I Miss Mario Paint, When Nintendo Gamified Art Class

The book revealed how to create the same kinds of simple sprite animations used in the SNES games we played, how the various tools could be combined to create surprisingly elaborate animated scenes, and other ways to use the Mario Paint tools we would have never figured out on our own. What completely sold us on the book (to this day it’s the only video game guide book we’ve ever purchased) was a section on composing music using the Mario Paint sequencer, including examples of how to recreate the Super Mario music, and even the Star Wars theme.

My parents still have our copy of that book, which today looks like it’s been through several world wars. But it’s a testament to how much time we spent pouring through its pages, learning to master the tools we previously didn’t realise we had. Copying the musical compositions from the screenshots in the guide was a huge pain and incredibly time-consuming, but the payoff of hearing Mario Paint play back a recognisable tune was always completely worth it, and it inspired us to spend even more time trying to recreate our favourite songs. To this day, there are still people composing masterpieces in emulated versions of Mario Paint’s song composer, if you’re looking for a nostalgic YouTube rabbit hole to fall down.
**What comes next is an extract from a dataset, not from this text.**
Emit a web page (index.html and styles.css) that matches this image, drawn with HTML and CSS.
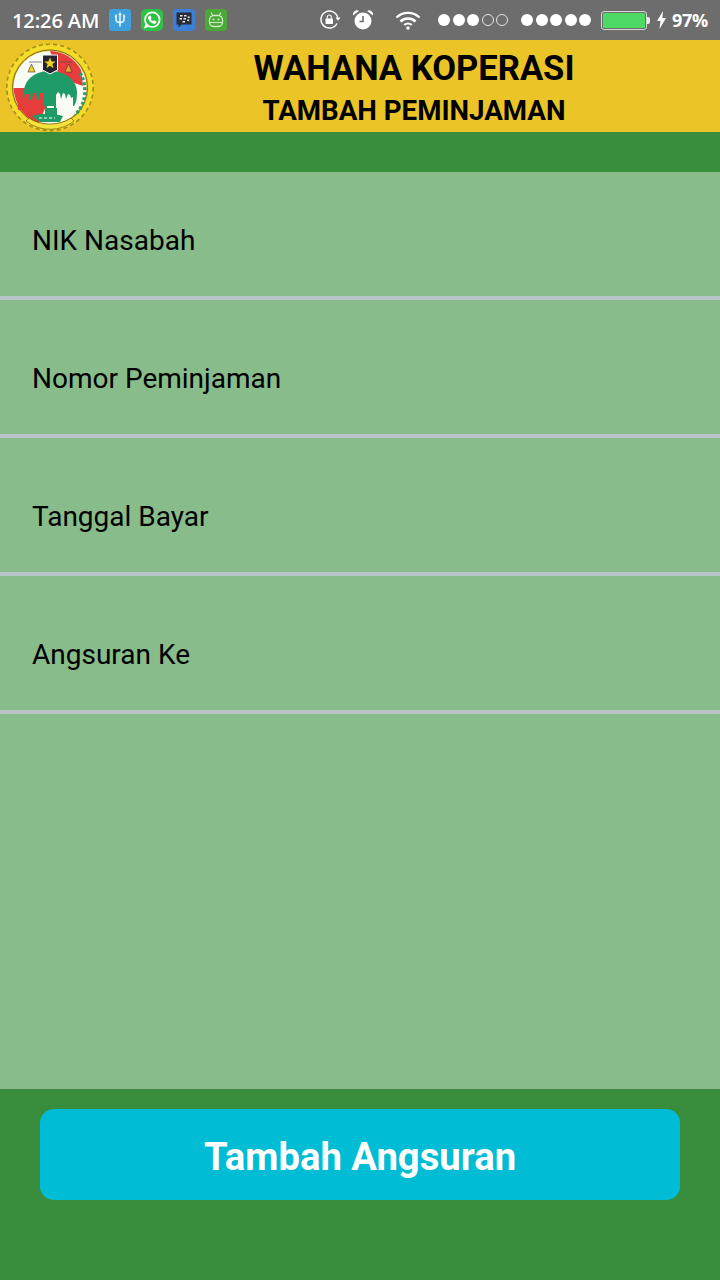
FILE: index.html
```html
<!DOCTYPE html>
<html lang="id">
<head>
<meta charset="utf-8">
<title>Tambah Peminjaman</title>
<link rel="stylesheet" href="styles.css">
</head>
<body>
<div class="screen">
  <div class="status">
    <span class="time">12:26 AM</span>
    <div class="apps">
      <svg class="app" viewBox="0 0 22 22"><rect width="22" height="22" rx="3" fill="#3d9fdc"/><path d="M11 4.500v13M7 7v3.500c0 2 2 3 4 3s4-1 4-3V7" fill="none" stroke="#e8f4fb" stroke-width="1.600"/><path d="M11 3l2 3H9zM7 5l1.500 2.500h-3zM15 5l1.500 2.500h-3z" fill="#e8f4fb"/></svg>
      <svg class="app" viewBox="0 0 22 22"><rect width="22" height="22" rx="5" fill="#2fc145"/><circle cx="11.300" cy="10.700" r="7.300" fill="none" stroke="#fff" stroke-width="1.700"/><path d="M3 19.500l1.600-5.200 3.500 3.500z" fill="#fff"/><path d="M8.300 6.800l1.300-.1 1 2.200-.9 1.100c.5 1 1.300 1.800 2.400 2.300l1.100-1 2.200 1.100-.1 1.200c-.4 1-1.700 1.500-2.800 1.200-3-.8-5-2.900-5.500-5.700-.1-1 .6-1.900 1.300-2.300z" fill="#fff"/></svg>
      <svg class="app" viewBox="0 0 22 22"><rect width="22" height="22" rx="4" fill="#3b7fd6"/><path d="M3.500 3.500h15v12H8.500l-3 3v-3h-2z" fill="#2b2d36"/><path d="M7 6h2.500v1.600H7zM11 6h2.500v1.600H11zM6.500 9H9v1.600H6.500zM10.500 9H13v1.600h-2.500zM14.700 7.500h2V9h-2zM14.200 10.500h2V12h-2zM9.500 12h2.500v1.400H9.500z" fill="#e8e8e8"/></svg>
      <svg class="app" viewBox="0 0 22 22"><rect width="22" height="22" rx="4" fill="#4aa838"/><path d="M6 3.500l1.800 3h6.400l1.800-3" fill="none" stroke="#cfeac7" stroke-width="1.200"/><rect x="4.500" y="6.500" width="13" height="11" rx="4.500" fill="none" stroke="#cfeac7" stroke-width="1.300"/><circle cx="8.500" cy="10.500" r="1" fill="#cfeac7"/><circle cx="13.500" cy="10.500" r="1" fill="#cfeac7"/><path d="M5 13.500h12" stroke="#cfeac7" stroke-width="1.100"/></svg>
    </div>
    <div class="sys">
      <svg class="lock" viewBox="0 0 22 20"><path d="M17 13.500A8.500 8.500 0 1 1 17.800 8" fill="none" stroke="#fff" stroke-width="1.500"/><path d="M15.500 7.500h5l-2.500 3.200z" fill="#fff"/><rect x="5.500" y="8.500" width="7.500" height="5.500" rx=".8" fill="#fff"/><path d="M7.300 8.500V7a2 2 0 0 1 4 0v1.500" fill="none" stroke="#fff" stroke-width="1.200"/></svg>
      <svg class="alarm" viewBox="0 0 22 22"><circle cx="11" cy="12" r="8.500" fill="#fff"/><path d="M11 7V12.500H7.500" fill="none" stroke="#6d6d6d" stroke-width="1.600"/><path d="M1 6.500A4 4 0 0 1 7 2zM21 6.500A4 4 0 0 0 15 2z" fill="#fff"/></svg>
      <svg class="wifi" viewBox="0 0 26 20"><path d="M1.500 7.500a16.500 16.500 0 0 1 23 0" fill="none" stroke="#fff" stroke-width="2.400"/><path d="M5.500 11.500a11 11 0 0 1 15 0" fill="none" stroke="#fff" stroke-width="2.400"/><path d="M9.300 15a5.500 5.500 0 0 1 7.400 0" fill="none" stroke="#fff" stroke-width="2.200"/><circle cx="13" cy="18" r="1.700" fill="#fff"/></svg>
      <div class="dots first"><i class="dot"></i><i class="dot"></i><i class="dot"></i><i class="dot off"></i><i class="dot off"></i></div>
      <div class="dots second"><i class="dot"></i><i class="dot"></i><i class="dot"></i><i class="dot"></i><i class="dot"></i></div>
      <div class="battery"><div class="cell"><div class="level"></div></div><div class="nub"></div></div>
      <svg class="bolt" viewBox="0 0 10 18"><path d="M6.500 0L.5 10h3.500L3 18l6.500-11H5.800z" fill="#fff"/></svg>
      <span class="pct">97%</span>
    </div>
  </div>

  <header class="head">
    <svg class="logo" viewBox="0 0 100 92">
      <circle cx="50" cy="47.500" r="41" fill="none" stroke="#f6dc2a" stroke-width="5"/>
      <circle cx="50" cy="47.500" r="42.500" fill="none" stroke="#a08c1c" stroke-width="3" stroke-dasharray="4 3"/>
      <circle cx="50" cy="47.500" r="41" fill="none" stroke="#f6dc2a" stroke-width="3"/>
      <circle cx="50" cy="47.500" r="37.500" fill="none" stroke="#7a7020" stroke-width="1"/>
      <circle cx="50" cy="47.500" r="36.500" fill="#fbfbf5"/>
      <path d="M50 11a36.500 36.500 0 0 1 31 19L83 46 60 38z" fill="#e63c3c"/>
      <path d="M13.500 48C15 66 26 80 39 83L46 66 46 48z" fill="#e63c3c"/>
      <path d="M80 33a36.500 36.500 0 0 1 3 30 36.500 36.500 0 0 1-8 12" fill="none" stroke="#2d9b6a" stroke-width="3.500" stroke-dasharray="3 2"/>
      <path d="M24 54C23 39 36 31 50 31s27 8 27 22c0 6-1 10-3 13H26z" fill="#1e9b66"/>
      <path d="M25 73V54h4l1 6h2l1-7h3l1 7h2l1-7h4v17l-7 5z" fill="#e63c3c"/>
      <path d="M26 60h-8v10h8z" fill="#e63c3c"/>
      <path d="M45 54h2v20h-2zM54 52h3v24h-3z" fill="#1e9b66"/>
      <path d="M56 76V55l2-3 2 2 1 5 2-6 2 1 1 5 2-5 2 1 1 3 2-1v13l-3 7-10 2z" fill="#fbfbf5"/>
      <path d="M45 68h12v8H45z" fill="#1e9b66"/>
      <path d="M32 76c9-3 21-3 31 0l-3 6H40z" fill="#1e9b66"/>
      <path d="M39 78h16" stroke="#fff" stroke-width="1" stroke-dasharray="3 2"/>
      <path d="M42.500 15h15v15l-7.500 4-7.500-4z" fill="#23242c" stroke="#fff" stroke-width="1"/>
      <path d="M50 17.500l1.600 4h4.100l-3.300 2.600 1.200 4.200-3.600-2.500-3.600 2.500 1.200-4.200-3.300-2.600h4.100z" fill="#f4d21f"/>
      <path d="M29 22h13M58 22h14" stroke="#555" stroke-width=".7"/>
      <path d="M28 32l3.500-8 3.500 8z" fill="#f4d21f" stroke="#333" stroke-width=".6"/>
      <path d="M65 32l3.500-8 3.500 8z" fill="#f0a62a" stroke="#333" stroke-width=".6"/>
      <path d="M29 78c11 8 31 8 42 0l3 3c-13 11-35 11-48 0z" fill="#f7e33c" stroke="#6a5d10" stroke-width=".7"/>
    </svg>
    <div class="titles">
      <div class="title">WAHANA KOPERASI</div>
      <div class="subtitle">TAMBAH PEMINJAMAN</div>
    </div>
  </header>

  <div class="band"></div>

  <main class="form">
    <div class="row first-row">NIK Nasabah</div>
    <div class="row">Nomor Peminjaman</div>
    <div class="row">Tanggal Bayar</div>
    <div class="row">Angsuran Ke</div>
  </main>

  <footer class="foot">
    <button class="cta">Tambah Angsuran</button>
  </footer>
</div>
</body>
</html>
```
FILE: styles.css
```css
* { box-sizing: border-box; }
html, body { margin: 0; padding: 0; }
body { width: 720px; height: 1280px; overflow: hidden; font-family: Roboto, "Liberation Sans", sans-serif; }
.screen { width: 720px; height: 1280px; display: flex; flex-direction: column; background: #388e3c; }

.status { height: 40px; flex: none; background: #6d6d6d; display: flex; align-items: center; padding: 0 12px; color: #fff; }
.time { font-family: "Open Sans", Roboto, sans-serif; font-size: 20px; font-weight: 600; letter-spacing: -.1px; white-space: nowrap; width: 97px; }
.apps { display: flex; gap: 10px; align-items: center; }
.app { width: 22px; height: 22px; display: block; }
.sys { margin-left: auto; display: flex; align-items: center; }
.lock { width: 22px; height: 20px; display: block; }
.alarm { width: 22px; height: 22px; display: block; margin-left: 10px; }
.wifi { width: 26px; height: 20px; display: block; margin-left: 21px; }
.dots { display: flex; gap: 2.500px; align-items: center; }
.dots.first { margin-left: 17px; }
.dots.second { margin-left: 13px; }
.dot { width: 12px; height: 12px; border-radius: 50%; background: #fff; display: block; }
.dot.off { background: transparent; border: 1.200px solid #e4e4e4; }
.battery { display: flex; align-items: center; margin-left: 10px; }
.cell { width: 46px; height: 19px; border: 1px solid #d5d5d5; border-radius: 3px; padding: 1px; }
.level { width: 100%; height: 100%; background: #4cd964; border-radius: 1px; }
.nub { width: 3px; height: 7px; background: #e8e8e8; border-radius: 0 2px 2px 0; }
.bolt { width: 11px; height: 18px; display: block; margin-left: 6px; }
.pct { font-family: "Open Sans", Roboto, sans-serif; font-size: 18px; font-weight: 700; margin-left: 5px; letter-spacing: -.3px; white-space: nowrap; }

.head { height: 92px; flex: none; background: #ebc527; display: flex; }
.logo { width: 100px; height: 92px; display: block; flex: none; }
.titles { flex: 1; display: flex; flex-direction: column; align-items: center; padding-left: 8px; color: #000; font-weight: 700; }
.title { font-size: 34.600px; line-height: 40px; margin-top: 8px; }
.subtitle { font-size: 27.700px; line-height: 34px; margin-top: 6px; }

.band { height: 40px; flex: none; background: #388e3c; }

.form { height: 917px; flex: none; background: #88bc8a; display: flex; flex-direction: column; }
.row { height: 138px; flex: none; border-bottom: 4px solid #b9c3ca; padding: 61px 0 0 32px; font-size: 28px; line-height: 36px; color: #000; }
.first-row { height: 128px; padding-top: 51px; }

.foot { flex: 1; background: #388e3c; display: flex; justify-content: center; padding-top: 20px; align-items: flex-start; }
.cta { width: 640px; height: 91px; border: 0; border-radius: 14px; background: #00bcd4; color: #fff; font-family: Roboto, sans-serif; font-size: 38.250px; font-weight: 700; padding: 4px 0 0; }
```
With my new skills, Mario Paint eventually became more than just a fun way to create digital doodles. As an aspiring pixel-pusher who dabbled in home videos, prosumer-calibre editing and animation tools like a Video Toaster (released the same year the SNES was) were far outside my production budget which was usually zero dollars. One day I realised the Super Nintendo could be connected to our VCR just as easily as it was connected to our TV, and suddenly our family’s video game system became a tool I could use to create simple title sequences and animations that I could splice into my crude video productions.

When the touchscreen Nintendo DS arrived years later, I always hoped that Nintendo would revive the game on the tiny system (other animation tools for the DS eventually filled the void) and I would still happily shell out a small fortune to be able to play the original Mario Paint on the Switch with full support for the console’s touchscreen — but that’s probably wishful thinking. Despite being one of the best selling titles for the Super Nintendo — with an impressive 2.3 million copies sold — Mario Paint was born and died on the SNES. In 1999, what has been described as the spiritual successor to Mario Paint was released in Japan called Mario Artist featuring a more modern looking mouse and real 3D graphics. However, it was only playable on the obscure N64 64DD accessory: a floppy disk drive peripheral that was such a flop it was never released in North America.

Mario Paint was Nintendo doing what Nintendo does best. It was about as outside the box as a console video game could be, and it paired an easy to use kid-friendly interface with surprisingly deep and capable creative toolset. Had the modern internet been around in 1992, I can only imagine the wealth of Mario Paint YouTube tutorials I would have had access to as a teen, and what kind of artistic creations I would have been able to produce.